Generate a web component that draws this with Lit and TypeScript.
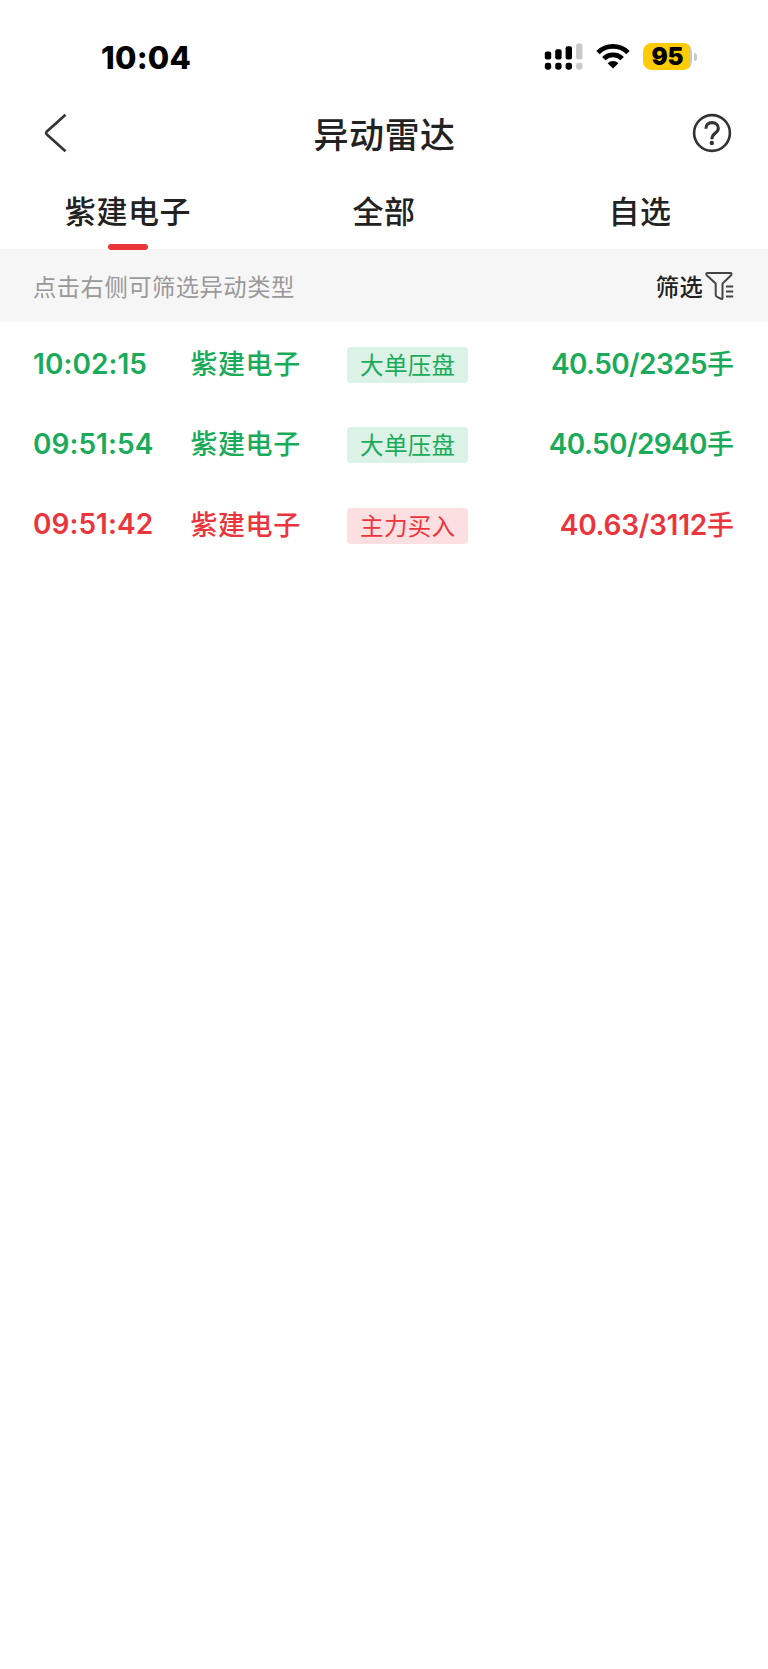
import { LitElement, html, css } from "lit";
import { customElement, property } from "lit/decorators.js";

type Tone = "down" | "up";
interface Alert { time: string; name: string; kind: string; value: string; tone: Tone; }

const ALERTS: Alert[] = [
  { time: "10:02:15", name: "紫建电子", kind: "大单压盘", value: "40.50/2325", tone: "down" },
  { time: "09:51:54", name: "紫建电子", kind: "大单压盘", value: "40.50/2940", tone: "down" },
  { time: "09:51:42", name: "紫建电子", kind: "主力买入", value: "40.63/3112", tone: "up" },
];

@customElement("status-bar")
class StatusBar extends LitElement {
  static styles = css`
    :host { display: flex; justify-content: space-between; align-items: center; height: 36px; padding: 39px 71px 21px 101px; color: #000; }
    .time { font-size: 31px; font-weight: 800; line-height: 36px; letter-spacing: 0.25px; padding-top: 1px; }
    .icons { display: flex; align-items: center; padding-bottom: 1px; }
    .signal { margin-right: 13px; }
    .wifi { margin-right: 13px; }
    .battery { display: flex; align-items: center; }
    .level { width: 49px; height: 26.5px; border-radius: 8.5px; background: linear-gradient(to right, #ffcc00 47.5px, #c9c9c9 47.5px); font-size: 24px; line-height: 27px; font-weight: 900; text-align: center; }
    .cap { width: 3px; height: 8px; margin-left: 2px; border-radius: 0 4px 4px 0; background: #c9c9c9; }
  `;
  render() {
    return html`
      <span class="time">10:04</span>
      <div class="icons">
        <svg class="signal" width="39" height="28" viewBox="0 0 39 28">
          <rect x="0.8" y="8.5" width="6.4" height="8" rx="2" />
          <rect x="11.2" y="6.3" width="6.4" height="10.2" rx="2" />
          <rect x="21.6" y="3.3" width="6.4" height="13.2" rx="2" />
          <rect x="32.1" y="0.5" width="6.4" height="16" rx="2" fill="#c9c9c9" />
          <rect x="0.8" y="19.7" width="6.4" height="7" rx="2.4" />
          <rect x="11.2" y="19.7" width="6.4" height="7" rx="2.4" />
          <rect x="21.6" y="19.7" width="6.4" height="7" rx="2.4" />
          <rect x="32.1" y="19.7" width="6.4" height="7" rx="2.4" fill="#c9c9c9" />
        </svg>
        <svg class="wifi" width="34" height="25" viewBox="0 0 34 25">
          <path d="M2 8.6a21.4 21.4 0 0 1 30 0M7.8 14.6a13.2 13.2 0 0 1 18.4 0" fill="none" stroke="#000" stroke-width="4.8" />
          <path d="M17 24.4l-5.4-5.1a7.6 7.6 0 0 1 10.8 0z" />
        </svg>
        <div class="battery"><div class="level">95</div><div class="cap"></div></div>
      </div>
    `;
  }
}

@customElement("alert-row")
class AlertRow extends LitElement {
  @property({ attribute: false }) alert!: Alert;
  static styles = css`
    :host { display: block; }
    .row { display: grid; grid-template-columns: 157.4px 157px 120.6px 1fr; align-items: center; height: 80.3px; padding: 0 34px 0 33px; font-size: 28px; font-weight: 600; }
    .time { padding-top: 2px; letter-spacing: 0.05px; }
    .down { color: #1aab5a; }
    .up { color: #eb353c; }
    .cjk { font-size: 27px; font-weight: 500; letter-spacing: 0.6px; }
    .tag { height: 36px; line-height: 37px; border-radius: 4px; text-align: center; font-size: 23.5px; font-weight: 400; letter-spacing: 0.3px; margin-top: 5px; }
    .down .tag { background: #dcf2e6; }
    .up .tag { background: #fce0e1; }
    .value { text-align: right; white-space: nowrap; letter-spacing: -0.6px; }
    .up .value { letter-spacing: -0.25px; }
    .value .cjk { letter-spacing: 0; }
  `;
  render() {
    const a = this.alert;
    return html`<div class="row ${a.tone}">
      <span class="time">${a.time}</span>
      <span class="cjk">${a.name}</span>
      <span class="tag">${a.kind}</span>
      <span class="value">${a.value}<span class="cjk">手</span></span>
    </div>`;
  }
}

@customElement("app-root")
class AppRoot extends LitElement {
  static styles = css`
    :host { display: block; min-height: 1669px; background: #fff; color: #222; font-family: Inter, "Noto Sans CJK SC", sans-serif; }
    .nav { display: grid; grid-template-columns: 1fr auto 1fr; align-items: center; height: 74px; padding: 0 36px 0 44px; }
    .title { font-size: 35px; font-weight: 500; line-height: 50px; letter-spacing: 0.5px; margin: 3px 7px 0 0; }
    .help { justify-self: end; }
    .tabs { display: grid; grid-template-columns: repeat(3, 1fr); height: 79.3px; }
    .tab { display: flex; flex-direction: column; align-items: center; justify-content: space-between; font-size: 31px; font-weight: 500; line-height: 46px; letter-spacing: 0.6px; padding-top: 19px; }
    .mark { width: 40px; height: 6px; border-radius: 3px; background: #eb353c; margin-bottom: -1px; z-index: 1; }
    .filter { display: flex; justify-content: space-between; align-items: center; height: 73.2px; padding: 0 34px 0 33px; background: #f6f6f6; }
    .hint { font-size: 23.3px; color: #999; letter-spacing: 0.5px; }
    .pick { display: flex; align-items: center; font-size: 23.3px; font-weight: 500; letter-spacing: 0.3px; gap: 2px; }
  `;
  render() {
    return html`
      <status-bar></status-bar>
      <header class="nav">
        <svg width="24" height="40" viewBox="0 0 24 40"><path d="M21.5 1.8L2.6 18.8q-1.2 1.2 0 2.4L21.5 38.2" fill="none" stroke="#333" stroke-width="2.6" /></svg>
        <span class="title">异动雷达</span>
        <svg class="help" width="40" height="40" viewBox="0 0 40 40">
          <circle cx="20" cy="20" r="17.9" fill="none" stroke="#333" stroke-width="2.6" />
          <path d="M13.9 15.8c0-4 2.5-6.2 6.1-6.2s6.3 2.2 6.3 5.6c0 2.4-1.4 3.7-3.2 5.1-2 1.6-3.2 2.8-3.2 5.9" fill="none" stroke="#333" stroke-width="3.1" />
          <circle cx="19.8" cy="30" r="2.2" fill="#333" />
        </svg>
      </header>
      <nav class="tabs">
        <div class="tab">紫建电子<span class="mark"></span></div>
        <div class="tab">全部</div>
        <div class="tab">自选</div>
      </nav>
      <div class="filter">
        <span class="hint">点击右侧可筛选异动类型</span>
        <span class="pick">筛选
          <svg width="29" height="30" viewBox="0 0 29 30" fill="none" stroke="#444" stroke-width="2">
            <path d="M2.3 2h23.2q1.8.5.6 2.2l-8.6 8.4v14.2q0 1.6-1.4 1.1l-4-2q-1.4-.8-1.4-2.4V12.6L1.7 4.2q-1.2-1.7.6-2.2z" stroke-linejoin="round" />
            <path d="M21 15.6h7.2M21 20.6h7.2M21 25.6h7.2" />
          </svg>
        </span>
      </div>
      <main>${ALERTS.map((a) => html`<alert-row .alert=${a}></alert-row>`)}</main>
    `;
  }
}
...
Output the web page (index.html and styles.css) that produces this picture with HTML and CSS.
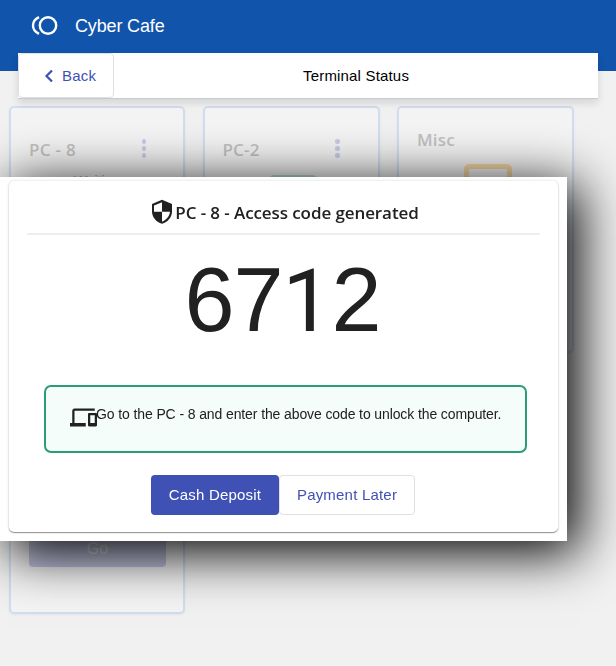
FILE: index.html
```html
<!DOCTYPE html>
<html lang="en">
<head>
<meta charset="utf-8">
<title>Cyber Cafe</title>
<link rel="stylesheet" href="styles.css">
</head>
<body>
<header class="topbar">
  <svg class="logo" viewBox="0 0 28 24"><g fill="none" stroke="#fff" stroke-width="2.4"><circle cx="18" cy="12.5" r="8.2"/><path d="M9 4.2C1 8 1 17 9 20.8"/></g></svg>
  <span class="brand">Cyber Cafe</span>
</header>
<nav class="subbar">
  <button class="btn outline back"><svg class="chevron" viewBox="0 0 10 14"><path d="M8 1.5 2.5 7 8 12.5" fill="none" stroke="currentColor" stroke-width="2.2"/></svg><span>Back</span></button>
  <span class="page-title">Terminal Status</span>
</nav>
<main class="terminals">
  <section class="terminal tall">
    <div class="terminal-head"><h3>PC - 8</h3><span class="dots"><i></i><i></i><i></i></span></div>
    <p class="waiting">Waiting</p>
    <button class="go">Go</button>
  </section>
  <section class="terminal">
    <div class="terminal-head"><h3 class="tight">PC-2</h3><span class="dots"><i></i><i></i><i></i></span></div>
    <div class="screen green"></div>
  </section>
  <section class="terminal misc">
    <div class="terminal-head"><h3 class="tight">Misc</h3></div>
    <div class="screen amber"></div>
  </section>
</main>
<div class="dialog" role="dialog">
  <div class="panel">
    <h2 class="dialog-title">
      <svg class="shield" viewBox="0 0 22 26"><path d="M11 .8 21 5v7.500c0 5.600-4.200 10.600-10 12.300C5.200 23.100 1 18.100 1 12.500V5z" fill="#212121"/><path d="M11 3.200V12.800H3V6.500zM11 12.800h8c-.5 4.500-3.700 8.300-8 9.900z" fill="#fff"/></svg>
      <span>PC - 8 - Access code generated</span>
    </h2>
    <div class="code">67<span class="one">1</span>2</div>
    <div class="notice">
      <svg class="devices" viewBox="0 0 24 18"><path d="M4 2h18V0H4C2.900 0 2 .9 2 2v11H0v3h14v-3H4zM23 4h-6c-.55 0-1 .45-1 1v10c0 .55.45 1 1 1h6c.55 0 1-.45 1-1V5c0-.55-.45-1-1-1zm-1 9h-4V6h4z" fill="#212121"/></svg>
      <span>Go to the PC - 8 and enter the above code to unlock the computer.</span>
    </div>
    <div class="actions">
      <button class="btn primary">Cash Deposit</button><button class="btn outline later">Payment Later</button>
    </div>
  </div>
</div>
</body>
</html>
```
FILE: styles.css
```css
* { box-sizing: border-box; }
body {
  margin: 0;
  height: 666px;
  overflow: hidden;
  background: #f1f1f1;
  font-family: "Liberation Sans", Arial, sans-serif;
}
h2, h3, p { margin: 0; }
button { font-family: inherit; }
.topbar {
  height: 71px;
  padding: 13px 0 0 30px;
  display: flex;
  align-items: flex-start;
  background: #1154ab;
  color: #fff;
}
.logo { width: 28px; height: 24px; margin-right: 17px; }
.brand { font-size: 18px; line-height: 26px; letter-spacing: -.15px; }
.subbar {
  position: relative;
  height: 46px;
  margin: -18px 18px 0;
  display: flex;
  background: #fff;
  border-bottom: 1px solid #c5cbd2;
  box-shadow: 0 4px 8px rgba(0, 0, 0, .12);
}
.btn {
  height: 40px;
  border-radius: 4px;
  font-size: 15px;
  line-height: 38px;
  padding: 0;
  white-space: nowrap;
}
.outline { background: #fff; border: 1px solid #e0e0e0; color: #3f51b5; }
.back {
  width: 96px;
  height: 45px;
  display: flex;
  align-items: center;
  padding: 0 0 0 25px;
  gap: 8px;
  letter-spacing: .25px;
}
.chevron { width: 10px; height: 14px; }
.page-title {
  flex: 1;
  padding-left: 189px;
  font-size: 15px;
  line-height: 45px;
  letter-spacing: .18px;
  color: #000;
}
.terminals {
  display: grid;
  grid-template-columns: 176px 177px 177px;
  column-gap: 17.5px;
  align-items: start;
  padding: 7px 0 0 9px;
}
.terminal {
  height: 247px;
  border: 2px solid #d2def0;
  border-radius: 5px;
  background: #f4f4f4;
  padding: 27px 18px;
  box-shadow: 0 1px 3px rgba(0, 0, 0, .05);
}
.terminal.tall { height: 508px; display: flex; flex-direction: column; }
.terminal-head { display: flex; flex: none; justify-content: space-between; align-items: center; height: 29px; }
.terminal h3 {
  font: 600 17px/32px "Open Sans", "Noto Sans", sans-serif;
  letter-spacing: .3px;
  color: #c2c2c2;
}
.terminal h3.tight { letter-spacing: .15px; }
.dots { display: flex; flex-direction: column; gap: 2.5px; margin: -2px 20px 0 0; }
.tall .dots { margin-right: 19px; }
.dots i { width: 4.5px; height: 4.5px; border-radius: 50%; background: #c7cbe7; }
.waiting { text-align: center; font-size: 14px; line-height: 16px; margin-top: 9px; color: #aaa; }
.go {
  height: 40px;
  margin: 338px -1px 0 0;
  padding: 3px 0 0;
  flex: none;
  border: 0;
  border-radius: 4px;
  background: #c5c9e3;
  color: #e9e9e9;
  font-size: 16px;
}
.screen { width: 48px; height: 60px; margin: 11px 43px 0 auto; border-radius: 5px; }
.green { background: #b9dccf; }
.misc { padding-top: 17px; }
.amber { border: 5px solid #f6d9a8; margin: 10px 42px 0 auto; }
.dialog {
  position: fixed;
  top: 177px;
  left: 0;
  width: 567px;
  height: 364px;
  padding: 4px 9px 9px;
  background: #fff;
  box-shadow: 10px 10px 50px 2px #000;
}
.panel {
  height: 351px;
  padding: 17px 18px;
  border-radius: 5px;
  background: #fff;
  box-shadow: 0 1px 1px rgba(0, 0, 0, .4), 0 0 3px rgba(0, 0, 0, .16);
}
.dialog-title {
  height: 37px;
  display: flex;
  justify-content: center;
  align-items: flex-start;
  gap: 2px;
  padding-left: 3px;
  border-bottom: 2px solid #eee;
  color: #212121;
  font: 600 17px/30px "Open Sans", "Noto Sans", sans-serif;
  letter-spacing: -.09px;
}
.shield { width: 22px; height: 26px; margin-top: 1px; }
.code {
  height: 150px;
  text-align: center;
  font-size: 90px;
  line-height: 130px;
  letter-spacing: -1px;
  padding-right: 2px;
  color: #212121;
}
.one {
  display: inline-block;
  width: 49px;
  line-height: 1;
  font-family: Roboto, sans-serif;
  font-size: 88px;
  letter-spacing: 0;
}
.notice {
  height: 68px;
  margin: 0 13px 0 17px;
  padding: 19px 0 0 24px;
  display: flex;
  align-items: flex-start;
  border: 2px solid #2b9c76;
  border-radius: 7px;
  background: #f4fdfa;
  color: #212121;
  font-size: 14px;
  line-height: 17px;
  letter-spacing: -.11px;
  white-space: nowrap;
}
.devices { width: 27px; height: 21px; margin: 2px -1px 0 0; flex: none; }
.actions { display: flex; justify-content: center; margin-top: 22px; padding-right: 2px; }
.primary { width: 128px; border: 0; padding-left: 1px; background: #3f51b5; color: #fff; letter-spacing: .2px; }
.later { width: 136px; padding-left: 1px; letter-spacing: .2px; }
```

Aim → Beginning at the line above that contains "Generate a web", repeat each line exactly through the one that contains "string; name: string;", and leave out the pictures.

Written solution →
Generate a web component that draws this with Lit and TypeScript.
import { LitElement, html, css } from "lit";
import { customElement, property } from "lit/decorators.js";

type Tone = "down" | "up";
interface Alert { time: string; name: string; kind: string; value: string; tone: Tone; }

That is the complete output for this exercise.